+++ DATA PROVIDED +++

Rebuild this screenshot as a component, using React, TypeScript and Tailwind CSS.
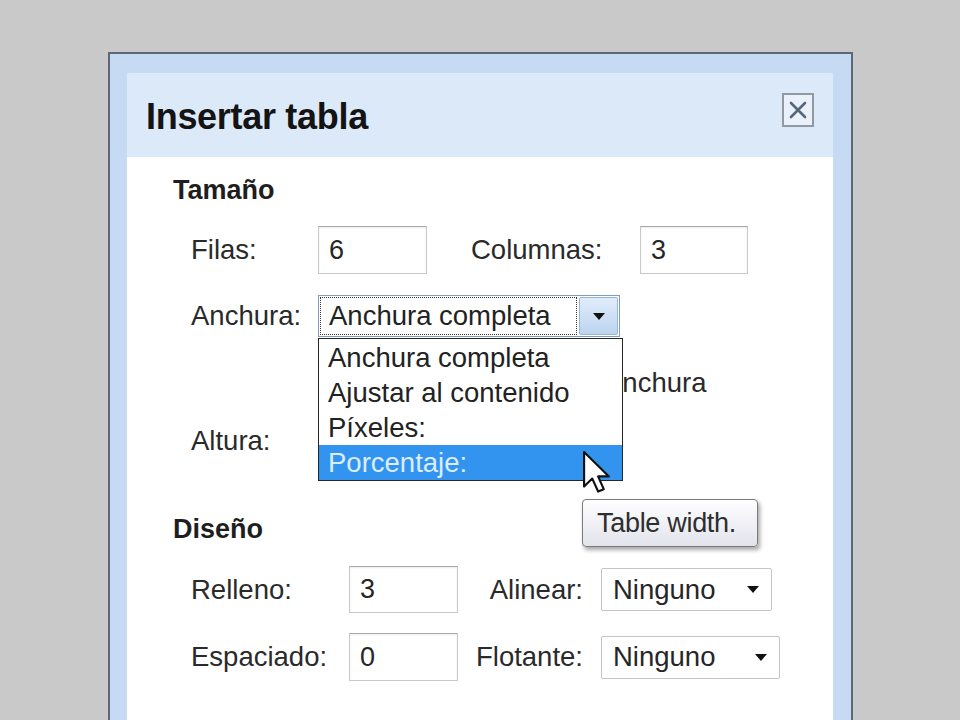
import React from "react";

const font = { fontFamily: '"Liberation Sans", Arial, sans-serif' };

function Caret({ className = "" }: { className?: string }) {
  return (
    <svg viewBox="0 0 12 7" className={className} width="12" height="7">
      <path d="M0 0 L12 0 L6 7 Z" fill="#111" />
    </svg>
  );
}

function TextBox({ value, w, h = "h-[48px]" }: { value: string; w: string; h?: string }) {
  return (
    <div
      className={`${w} ${h} flex items-center pl-[10px] border border-[#c9c9c9] border-t-[#a9a9a9] bg-white text-[27px] text-[#262626] shadow-[inset_0_1px_2px_rgba(0,0,0,0.08)]`}
    >
      {value}
    </div>
  );
}

function PlainSelect({ value, w }: { value: string; w: string }) {
  return (
    <div
      className={`${w} h-[43px] flex items-center justify-between pl-[11px] pr-[12px] border border-[#c4c4c4] rounded-[2px] bg-white text-[27.5px] text-[#262626]`}
    >
      <span>{value}</span>
      <Caret />
    </div>
  );
}

function Cursor() {
  return (
    <svg viewBox="0 0 12.5 19.5" width="27" height="44" className="absolute left-[264px] top-[111px]">
      <path
        d="M0.5 0.5 L0.5 16.5 L4.3 12.8 L7 18.8 L9.6 17.7 L7 11.8 L12 11.8 Z"
        fill="#fff"
        stroke="#111"
        strokeWidth="1"
        strokeLinejoin="round"
      />
    </svg>
  );
}

export default function App() {
  const items = ["Anchura completa", "Ajustar al contenido", "Píxeles:", "Porcentaje:"];

  return (
    <div className="w-full h-[720px] overflow-hidden bg-[#c9c9c9]" style={font}>
      <div className="pl-[108px] pt-[52px]">
        <div className="w-[745px] h-[700px] border-2 border-b-0 border-[#5a6879] bg-[#c6daf3] pt-[19px] pl-[17px] pr-[18px]">
          <div className="h-full flex flex-col">
            {/* title bar */}
            <div className="h-[84px] bg-[#dce9f8] flex justify-between pl-[19px] pr-[19px]">
              <h1 className="mt-[24px] text-[36px] leading-[40px] font-bold text-[#141414] tracking-[-0.3px]">
                Insertar tabla
              </h1>
              <div className="mt-[20px] w-[32px] h-[34px] border-2 border-[#8f98a3] bg-[#eaf1fb] flex items-center justify-center">
                <svg viewBox="0 0 20 20" width="20" height="20">
                  <path d="M3 3 L17 17 M17 3 L3 17" stroke="#56677d" strokeWidth="2.6" strokeLinecap="round" />
                </svg>
              </div>
            </div>

            {/* body */}
            <div className="flex-1 bg-white pl-[46px] pt-[17px] text-[27.5px] text-[#2a2a2a]">
              <h2 className="h-[32px] leading-[32px] font-bold text-[#1e1e1e] text-[27px]">Tamaño</h2>

              <div className="pl-[18px]">
                <div className="mt-[20px] flex items-center">
                  <span className="w-[127px]">Filas:</span>
                  <TextBox value="6" w="w-[109px]" />
                  <span className="ml-[44px] w-[169px]">Columnas:</span>
                  <TextBox value="3" w="w-[108px]" />
                </div>

                <div className="mt-[21px] flex items-center">
                  <span className="w-[127px]">Anchura:</span>
                  <div className="relative w-[302px] h-[42px] border border-[#7f9db9] bg-white flex items-center p-[1px]">
                    <div className="flex-1 h-full border border-dotted border-[#333] flex items-center pl-[8px] text-[#222]">
                      Anchura completa
                    </div>
                    <div className="ml-[2px] w-[39px] h-full rounded-[2px] border border-[#98b5da] bg-gradient-to-b from-[#e1ecfa] to-[#bcd4f1] flex items-center justify-center">
                      <Caret />
                    </div>

                    {/* open list */}
                    <div className="absolute left-[-1px] top-[42px] w-[305px] h-[143px] border border-[#262626] bg-white pt-[1px] z-10">
                      {items.map((it, i) => (
                        <div
                          key={it}
                          className={
                            i === 3
                              ? "h-[35px] flex items-center pl-[9px] bg-[#3394f0] text-[#dcedff]"
                              : "h-[35px] flex items-center pl-[9px] text-[#222]"
                          }
                        >
                          {it}
                        </div>
                      ))}
                      <div className="absolute left-[263px] top-[160px] w-[176px] h-[48px] rounded-[4px] border border-[#7a7a7a] bg-gradient-to-b from-white to-[#e2e3ec] shadow-[2px_3px_4px_rgba(0,0,0,0.35)] flex items-center pl-[14px] text-[27px] text-[#2e2e2e] tracking-[-0.3px] whitespace-nowrap">
                        Table width.
                      </div>
                      <Cursor />
                    </div>
                  </div>
                </div>

                <div className="mt-[26px] h-[40px] flex items-center">
                  <span className="ml-[413px]">Anchura</span>
                </div>

                <div className="mt-[18px] h-[40px] flex items-center">
                  <span>Altura:</span>
                </div>
              </div>

              <h2 className="mt-[52px] h-[32px] leading-[32px] font-bold text-[#1e1e1e] text-[27px]">Diseño</h2>

              <div className="pl-[18px]">
                <div className="mt-[21px] flex items-center">
                  <span className="w-[158px]">Relleno:</span>
                  <TextBox value="3" w="w-[109px]" h="h-[47px]" />
                  <span className="w-[143px] text-right pr-[18px]">Alinear:</span>
                  <PlainSelect value="Ninguno" w="w-[171px]" />
                </div>
                <div className="mt-[20px] flex items-center">
                  <span className="w-[158px]">Espaciado:</span>
                  <TextBox value="0" w="w-[109px]" />
                  <span className="w-[143px] text-right pr-[18px]">Flotante:</span>
                  <PlainSelect value="Ninguno" w="w-[179px]" />
                </div>
              </div>
            </div>
          </div>
        </div>
      </div>
    </div>
  );
}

+++

* [CHALLENGE]:
Copy each line that contains the word "React".

* [CORRECT RESULT]:
Rebuild this screenshot as a component, using React, TypeScript and Tailwind CSS.
import React from "react";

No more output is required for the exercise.